Is there a specific way a lexer should be created to maximise capability to use it with as many parsers as possible?
In the lexers I've looked at, the canonical API is pretty minimal. It's basically:
Token readNextToken();
The lexer maintains a reference to the source text and its internal pointers into where it is currently looking. Then, every time you call that, it scans and returns the next token.
The Token type usually has:
A "type" enum for which kind of token it is: string, operator, identifier, etc. There are usually special kinds for "EOF", meaning a special terminator token that is produced after the end of the input, and "ERROR" for the rare cases where a syntax error comes from the lexical grammar.
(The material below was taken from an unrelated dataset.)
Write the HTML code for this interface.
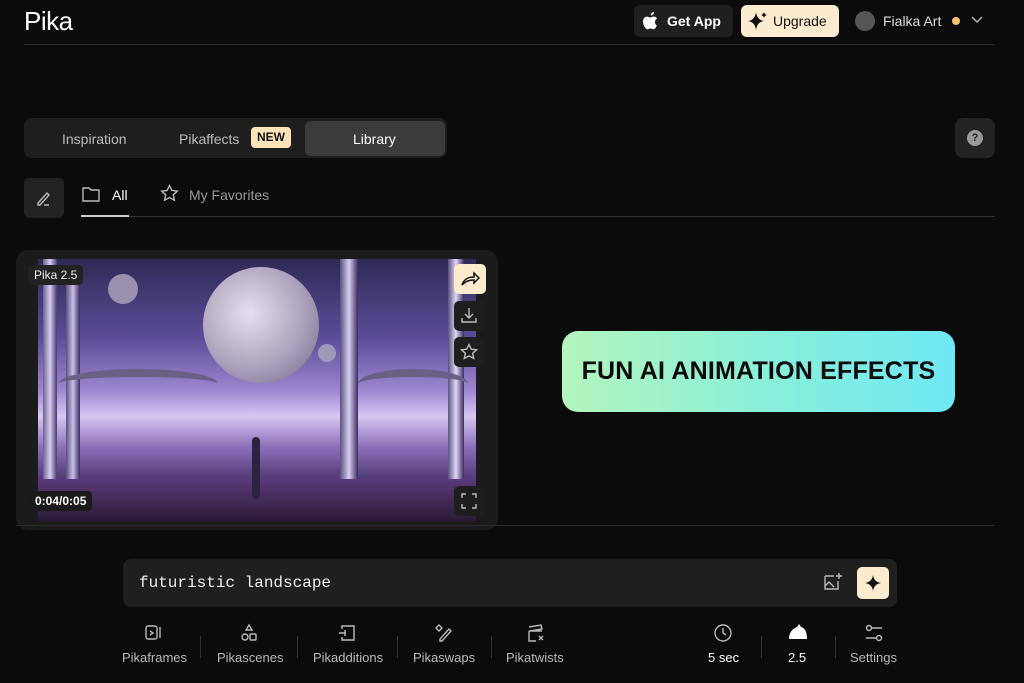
<!DOCTYPE html>
<html><head><style>
*{box-sizing:border-box;margin:0;padding:0}
body{width:1024px;height:683px;background:#0b0b0b;font-family:"Liberation Sans",sans-serif;color:#ddd;position:relative;overflow:hidden}
.a{position:absolute}
.t{font-size:13px;color:#bbb}
.ic{stroke:#bbb;fill:none;stroke-width:1.4}
</style></head><body>
<div class="a" style="left:24px;top:6px;font-size:26px;color:#fff;letter-spacing:-0.5px">Pika</div>
<div class="a" style="left:634px;top:5px;width:99px;height:32px;background:#1f1f1f;border-radius:6px"></div>
<svg class="a" style="left:642px;top:11px" width="18" height="20" viewBox="0 0 18 20"><path d="M12 1c0 2-1.5 3.5-3.3 3.5C8.5 2.6 10 1.2 12 1zM14.8 14.5c-.7 1.6-1.8 3.8-3.3 3.8-1.3 0-1.6-.8-3-.8s-1.8.8-3 .8C3.7 18.3 1 14.3 1 10.5 1 7.3 3 5.6 5 5.6c1.3 0 2.3.9 3.1.9.8 0 2-.9 3.5-.9.6 0 2.4.1 3.5 1.8-3 1.800-2.500 6 -.3 7.100z" fill="#fff"/></svg>
<div class="a" style="left:667px;top:13px;font-size:14px;font-weight:bold;color:#fff">Get App</div>
<div class="a" style="left:741px;top:5px;width:98px;height:32px;background:#fdebd0;border-radius:6px"></div>
<svg class="a" style="left:747px;top:10px" width="22" height="22" viewBox="0 0 22 22"><path d="M9 2 Q10 10 17 11 Q10 12 9 20 Q8 12 1 11 Q8 10 9 2Z" fill="#111"/><path d="M17 2 Q17.5 4.5 20 5 Q17.5 5.5 17 8 Q16.5 5.5 14 5 Q16.5 4.5 17 2Z" fill="#111"/></svg>
<div class="a" style="left:773px;top:13px;font-size:14px;color:#111">Upgrade</div>
<div class="a" style="left:855px;top:11px;width:20px;height:20px;border-radius:50%;background:#555"></div>
<div class="a" style="left:883px;top:13px;font-size:14px;color:#ddd">Fialka Art</div>
<div class="a" style="left:952px;top:17px;width:8px;height:8px;border-radius:50%;background:#f5c36b"></div>
<svg class="a" style="left:970px;top:15px" width="14" height="10"><path d="M2 2l5 5 5-5" class="ic"/></svg>
<div class="a" style="left:24px;top:44px;width:971px;height:1px;background:#2a2a2a"></div>

<div class="a" style="left:24px;top:118px;width:423px;height:40px;background:#1e1e1e;border-radius:8px"></div>
<div class="a" style="left:305px;top:121px;width:140px;height:35px;background:#3b3b3b;border-radius:6px"></div>
<div class="a t" style="left:62px;top:131px;font-size:14px">Inspiration</div>
<div class="a t" style="left:179px;top:131px;font-size:14px">Pikaffects</div>
<div class="a" style="left:251px;top:127px;width:40px;height:21px;background:#fde4b8;border-radius:4px;color:#111;font-size:12px;font-weight:bold;text-align:center;line-height:21px">NEW</div>
<div class="a" style="left:353px;top:131px;font-size:14px;color:#fff">Library</div>
<div class="a" style="left:955px;top:118px;width:40px;height:40px;background:#232323;border-radius:8px"></div>
<div class="a" style="left:967px;top:130px;width:16px;height:16px;border-radius:50%;background:#999;color:#222;font-size:11px;font-weight:bold;text-align:center;line-height:16px">?</div>

<div class="a" style="left:24px;top:178px;width:40px;height:40px;background:#222;border-radius:6px"></div>
<svg class="a" style="left:34px;top:188px" width="20" height="20"><path d="M4 15l9-10 2 2-9 10H4z M10 17h5" class="ic" stroke="#ddd"/></svg>
<svg class="a" style="left:81px;top:185px" width="20" height="18"><path d="M2 3h6l2 2h8v11H2z" class="ic" stroke="#eee"/></svg>
<div class="a" style="left:112px;top:187px;font-size:14px;color:#fff">All</div>
<svg class="a" style="left:160px;top:184px" width="19" height="19"><path d="M9.5 1.5l2.4 5 5.4.6-4 3.7 1.1 5.4-4.9-2.7-4.9 2.7 1.1-5.4-4-3.7 5.4-.6z" class="ic" stroke="#999"/></svg>
<div class="a" style="left:189px;top:187px;font-size:14px;color:#999">My Favorites</div>
<div class="a" style="left:81px;top:216px;width:914px;height:1px;background:#333"></div>
<div class="a" style="left:81px;top:215px;width:48px;height:2px;background:#ccc"></div>

<div class="a" style="left:16px;top:250px;width:482px;height:280px;background:#1b1b1b;border-radius:12px"></div>
<div class="a" style="left:38px;top:259px;width:438px;height:262px;overflow:hidden;background:linear-gradient(180deg,#2e2a55 0%,#5c4c98 30%,#9c86d0 50%,#d7c8f2 60%,#8a6fb8 72%,#4d3670 85%,#2a1d3a 100%)">
 <div class="a" style="left:165px;top:8px;width:116px;height:116px;border-radius:50%;background:radial-gradient(circle at 40% 40%,#e6e0ee,#a79cb8 60%,#6d6480)"></div>
 <div class="a" style="left:70px;top:15px;width:30px;height:30px;border-radius:50%;background:#9a90b0"></div>
 <div class="a" style="left:280px;top:85px;width:18px;height:18px;border-radius:50%;background:#a098b8"></div>
 <div class="a" style="left:5px;top:0;width:14px;height:262px;background:linear-gradient(90deg,#6a6090,#d8d0f0,#4a3a70)"></div>
 <div class="a" style="left:28px;top:10px;width:14px;height:230px;background:linear-gradient(90deg,#5a4f80,#c8c0e8,#3a2a60)"></div>
 <div class="a" style="left:302px;top:0;width:18px;height:240px;background:linear-gradient(90deg,#5a4f80,#d8d0f0,#3a2a60)"></div>
 <div class="a" style="left:410px;top:0;width:16px;height:262px;background:linear-gradient(90deg,#5a4f80,#e0d8f8,#3a2a60)"></div>
 <div class="a" style="left:20px;top:110px;width:160px;height:30px;border-radius:50%;border-top:8px solid #6a5f85"></div>
 <div class="a" style="left:320px;top:110px;width:110px;height:30px;border-radius:50%;border-top:8px solid #6a5f85"></div>
 <div class="a" style="left:0;top:220px;width:438px;height:42px;background:linear-gradient(180deg,#5a3a7a,#2a1a35)"></div>
 <div class="a" style="left:214px;top:178px;width:8px;height:62px;background:#2a2440;border-radius:4px"></div>
</div>
<div class="a" style="left:28px;top:265px;padding:3px 6px;background:#222;border-radius:4px;font-size:12px;color:#eee">Pika 2.5</div>
<div class="a" style="left:29px;top:491px;padding:3px 6px;background:#1a1a1a;border-radius:4px;font-size:12px;font-weight:bold;color:#fff">0:04/0:05</div>
<div class="a" style="left:454px;top:264px;width:32px;height:30px;background:#fdebd0;border-radius:5px"></div>
<svg class="a" style="left:460px;top:270px" width="20" height="18"><path d="M2 15c2-6 6-8 12-8V3l5 5-5 5V10c-5 0-8 1-12 5z" fill="none" stroke="#111" stroke-width="1.5"/></svg>
<div class="a" style="left:454px;top:301px;width:30px;height:30px;background:#1e1e1e;border-radius:5px"></div>
<svg class="a" style="left:460px;top:306px" width="18" height="18"><path d="M9 2v10M5 8l4 4 4-4M2 12v4h14v-4" class="ic" stroke="#eee"/></svg>
<div class="a" style="left:454px;top:337px;width:30px;height:30px;background:#1e1e1e;border-radius:5px"></div>
<svg class="a" style="left:460px;top:343px" width="18" height="18"><path d="M9 1.5l2.3 4.7 5.2.6-3.8 3.5 1 5.1L9 12.9l-4.7 2.5 1-5.1L1.5 6.8l5.2-.6z" class="ic" stroke="#eee"/></svg>
<div class="a" style="left:454px;top:486px;width:30px;height:30px;background:#1e1e1e;border-radius:5px"></div>
<svg class="a" style="left:460px;top:492px" width="18" height="18"><path d="M2 6V2h4M12 2h4v4M16 12v4h-4M6 16H2v-4" class="ic" stroke="#eee"/></svg>

<div class="a" style="left:562px;top:331px;width:393px;height:81px;border-radius:16px;background:linear-gradient(90deg,#b4f5bd,#8af0d8 50%,#6fe8f5);color:#0a0a0a;font-weight:bold;font-size:25px;text-align:center;line-height:81px;letter-spacing:0.2px">FUN AI ANIMATION EFFECTS</div>

<div class="a" style="left:16px;top:525px;width:979px;height:1px;background:#2a2a2a"></div>

<div class="a" style="left:123px;top:559px;width:774px;height:48px;background:#1f1f1f;border-radius:8px"></div>
<div class="a" style="left:139px;top:574px;font-family:'Liberation Mono',monospace;font-size:16px;color:#eee">futuristic landscape</div>
<svg class="a" style="left:822px;top:572px" width="20" height="20"><path d="M3 4h9M3 4v13h13V9M3 14l4-4 5 5M17 1v6M14 4h6" class="ic" stroke="#777"/></svg>
<div class="a" style="left:857px;top:567px;width:32px;height:32px;background:#fdebd0;border-radius:5px"></div>
<svg class="a" style="left:863px;top:573px" width="20" height="20"><path d="M10 2Q11 9 18 10Q11 11 10 18Q9 11 2 10Q9 9 10 2Z" fill="#111"/></svg>

<svg class="a" style="left:143px;top:624px" width="20" height="18"><rect x="3" y="2" width="11" height="13" rx="2" class="ic"/><path d="M17 3v11M7 7l3 2-3 2" class="ic"/></svg>
<div class="a t" style="left:122px;top:650px">Pikaframes</div>
<div class="a" style="left:200px;top:636px;width:1px;height:22px;background:#333"></div>
<svg class="a" style="left:239px;top:623px" width="20" height="20"><path d="M10 2l3 5H7z" class="ic"/><rect x="3" y="11" width="6" height="6" rx="3" class="ic"/><rect x="11" y="11" width="6" height="6" rx="1" class="ic"/></svg>
<div class="a t" style="left:217px;top:650px">Pikascenes</div>
<div class="a" style="left:297px;top:636px;width:1px;height:22px;background:#333"></div>
<svg class="a" style="left:337px;top:623px" width="20" height="20"><path d="M5 6V3h12v14H5v-3M2 10h7M8 7v6" class="ic"/></svg>
<div class="a t" style="left:313px;top:650px">Pikadditions</div>
<div class="a" style="left:397px;top:636px;width:1px;height:22px;background:#333"></div>
<svg class="a" style="left:433px;top:623px" width="20" height="20"><path d="M3 5l3-3 3 3-3 3zM16 6l2 2-9 10H7v-2z" class="ic"/></svg>
<div class="a t" style="left:413px;top:650px">Pikaswaps</div>
<div class="a" style="left:491px;top:636px;width:1px;height:22px;background:#333"></div>
<svg class="a" style="left:526px;top:623px" width="20" height="20"><path d="M3 8h13M3 8v10h7M3 4l12-2 1 4-12 2M13 13l4 4M17 13l-4 4" class="ic"/></svg>
<div class="a t" style="left:506px;top:650px">Pikatwists</div>

<svg class="a" style="left:713px;top:623px" width="20" height="20"><circle cx="10" cy="10" r="8" class="ic" stroke="#ddd"/><path d="M10 5v5l3 2" class="ic" stroke="#ddd"/></svg>
<div class="a" style="left:708px;top:650px;font-size:13px;color:#fff">5 sec</div>
<div class="a" style="left:761px;top:636px;width:1px;height:22px;background:#333"></div>
<svg class="a" style="left:787px;top:623px" width="22" height="18"><path d="M2 16c0-6 3-10 8-12l2-3 2 3c4 1 6 5 6 12z" fill="#fff"/></svg>
<div class="a" style="left:788px;top:650px;font-size:13px;color:#fff">2.5</div>
<div class="a" style="left:835px;top:636px;width:1px;height:22px;background:#333"></div>
<svg class="a" style="left:864px;top:623px" width="20" height="20"><circle cx="5" cy="5" r="2.5" class="ic"/><path d="M8 5h10M2 15h10" class="ic"/><circle cx="15" cy="15" r="2.5" class="ic"/></svg>
<div class="a t" style="left:850px;top:650px">Settings</div>
</body></html>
This is mainly just unterminated string literals or totally unknown characters in the source.
The source text of the token.
Sometimes literals are converted to their proper value representation during lexing in which case you'll have that value too. So a number token would have "123" as text but also have the numeric value 123. Or you can do that during parsing/compilation.
Location within the source file of the token. This is for error reporting. Usually 1-based line and column, but can also just be start and end byte offsets. The latter is a little faster to produce and can be converted to line and column lazily if needed.
Depending on your grammar, you may need to be able to rewind the lexer too.


Why would I use a lexer and not directly parse code?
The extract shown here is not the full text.